Saturday, August 6, 2011

Bicycle trip to the Emmental region

The forecast was for a partly sunny morning and afternoon rain - so we decided to get in a bike ride before the rain came.  I went to the "Bern Rollt" loan area downtown and borrowed an electric bike in hopes I would be able to keep up with Darrell.  We packed a lunch and some snacks and were out the door by 8:30 am.  It only took us 70 minutes to go the 20 km to the precious town of Burgdorf.  Burgdorf has a large castle begun in the 7th century and then expanded in the 12th.

Largest of the Zahringer Castles at Burgdorf
The castle had a real live moat with a drawbridge (grabenbrucke).  The picture isn't the greatest but check out the greenery in the moat.  And the drawbridge is just to the right of us.  Awesome!

Moat at bottom, castle at top
The view of town wasn't too shabby either!  You can't see the river Emme here but it runs to the east of town and we were later able to bike along a nice section of it.

View from the Burgdorf Schloss (Castle)
We walked back down to our bicycles and wandered a little through the old part of town.

Heading down from the castle to town
We were feeling so spry we decided to go up to a higher viewpoint town, Lueg, and then maybe all the way to a tourist dairy that sounded like a good place to buy and eat cheese!  All was going well - I mean look at the view south to the Jungfrau Region...

View south to the Eiger, Monch, and Jungfrau mountains
and then I got a flat tire...  Such a bummer!  Of course we have two borrowed bikes with no tire repair kit or any tools.  But, heh, this is Switzerland.  How far away can public transportation be?  Darrell used his iphone, got online and discovered exactly where we were and accessed a map that showed us where the closest train station was.  Thank goodness we had climbed so high that it was mostly downhill.  We coasted down to the fair town (a new favorite town for me) of Sumiswald, and bought train tickets for both us and our bikes back to Bern.  The bikes cost as much as we did, but the train was (of course) completely set up to have them onboard with a special car labeled with a bike and special straps to hold them.

Me, the bike, the flat tire and my new favorite train station
When we got back to Bern and went to return my bike they said we owed them 35 franks for the flat tire. So we went around the corner to a bike store that had tools you could borrow and put Darrell's good tire repair skills to work.  For a 10 frank patch kit (that would cost $2 in the US) Darrell managed to fix the flat.  Phew!  And now we have some extra patches to work with.

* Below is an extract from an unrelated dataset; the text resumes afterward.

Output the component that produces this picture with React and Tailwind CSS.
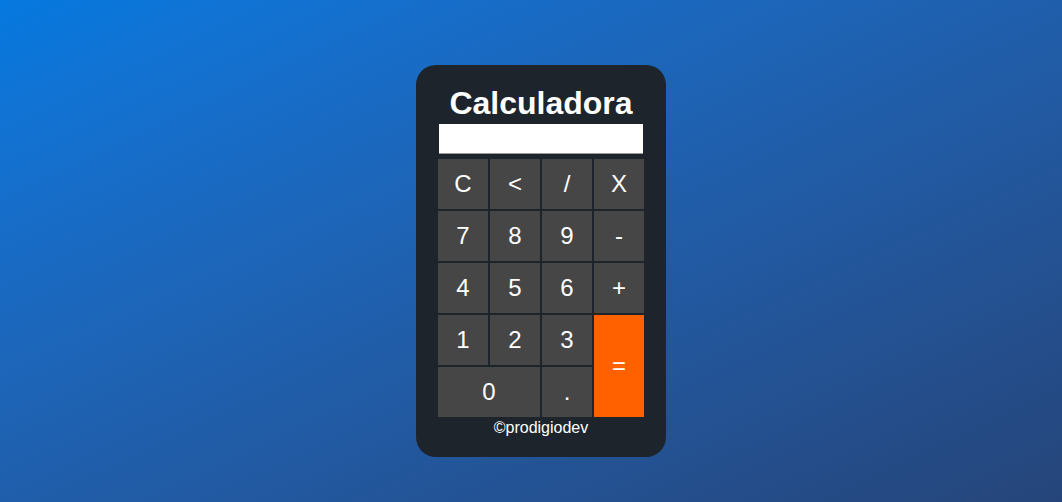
import React, { useState } from 'react';

const KEYS = [
  { label: 'C' },
  { label: '<' },
  { label: '/' },
  { label: 'X' },
  { label: '7' },
  { label: '8' },
  { label: '9' },
  { label: '-' },
  { label: '4' },
  { label: '5' },
  { label: '6' },
  { label: '+' },
  { label: '1' },
  { label: '2' },
  { label: '3' },
  { label: '=', span: 'row-span-2', bg: 'bg-[#ff6000]' },
  { label: '0', span: 'col-span-2' },
  { label: '.' },
];

const App = () => {
  const [display, setDisplay] = useState('');

  const press = (key) => {
    if (key === 'C') return setDisplay('');
    if (key === '<') return setDisplay((d) => d.slice(0, -1));
    if (key === '=') {
      try {
        // eslint-disable-next-line no-new-func
        const out = Function(`return (${display.replace(/X/g, '*')})`)();
        setDisplay(String(out));
      } catch {
        setDisplay('');
      }
      return;
    }
    setDisplay((d) => d + key);
  };

  return (
    <div className="min-h-[502px] w-full bg-linear-to-br from-[#0579e0] to-[#25457a] flex justify-center pl-[20px] pt-[65px] font-['Liberation_Sans',Arial,sans-serif]">
      <div className="w-[250px] h-[392px] bg-[#1d242c] rounded-[20px] flex flex-col items-center pt-[20px]">
        <h1 className="text-[32px] leading-[36px] font-bold text-white">Calculadora</h1>

        {/* Display */}
        <input
          value={display}
          readOnly
          className="mt-[3px] w-[204px] h-[30px] bg-white border-b border-[#9a9a9a] outline-none text-right px-2 text-lg text-black"
        />

        {/* Keypad */}
        <div className="mt-[5px] grid grid-cols-[repeat(4,50px)] auto-rows-[50px] gap-[2px]">
          {KEYS.map((k) => (
            <button
              key={k.label}
              onClick={() => press(k.label)}
              className={`flex items-center justify-center text-[24px] text-white ${k.span || ''} ${k.bg || 'bg-[#464646]'}`}
            >
              {k.label}
            </button>
          ))}
        </div>

        <p className="mt-[2px] text-[16px] leading-[18px] text-white">©prodigiodev</p>
      </div>
    </div>
  );
};

export default App;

My favorite mechanic - saving us $40
We were getting hungry after all these adventures, and all stores (except those in the train station) are closed on Sundays - so we went shopping for tonight and tomorrow.  Even if we didn't get to a nice tourist dairy - you can see the outcome of it in the local markets.  This picture is about one-third of all the yogurts you could choose from.

Small section of the yogurt choices at this store
And yogurt is NOTHING in comparison to cheese.  Here is one of the four main cheese displays that they had.  It took Darrell and I at least twenty minutes just to figure out which cheeses we want to try next.

This represents just a tiny part of the cheese choices available
Now onto dessert.  After you've spent time choosing your fresh bread, yogurt and cheese, you have to look for chocolate.  Note the large bars at the bottom of the picture.  We haven't gotten the large bars yet because we are still tasting all of them to determine our favorites - but it won't be long...

Dessert choices
Now we are recovering at home, and wondering if maybe the flat was sereptitious.  I'm not sure I would have had the energy to bike all the way home!